Going through a divorce, starting a new relationship, healing from abuse, nurturing my faith in God, and starting my own business allowed me to take stock of my identity. It really was the most precious thing I owned; yet I had allowed circumstances to define it. I knew I needed to base my worth and identity in something solid, immovable. For me, that took learning to place my trust in God and accept my complexity as a human. I make mistakes and also do awesome things but that’s not what defines me. They make up part of who I am.
Accepting that it’s ok to be me in all my complexities also helped me see that I was the one putting myself in a box. I’d been forcing myself to live up to an ideal and punishing myself emotionally when that didn’t work out. So I let go. I let go of what I was holding onto so tightly and allowed whatever was right to come my way.

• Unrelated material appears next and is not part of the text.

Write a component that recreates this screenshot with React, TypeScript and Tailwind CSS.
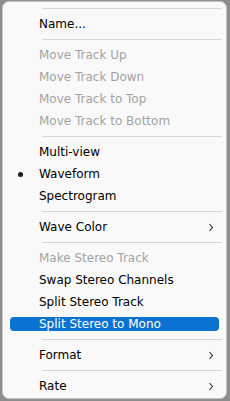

Today, I am still in this process of learning to hold tight to my identity, regardless of what happens or who comes into my life. It’s still a struggle but I feel much more at peace knowing I don’t have to adhere to the standards I used to set for myself.
I want to encourage you reading this to let go of all the things that threaten your identity and force you to be something that is making you miserable. You are more than the sum of your past mistakes and you are more than all your greatest successes. You are you, in all your weird, wonderful complexities, and no one should have the power to change or diminish that. Don’t apologize for who you are. Once you realize true happiness comes from knowing your individual worth and identity, you won’t look to others to fulfill you.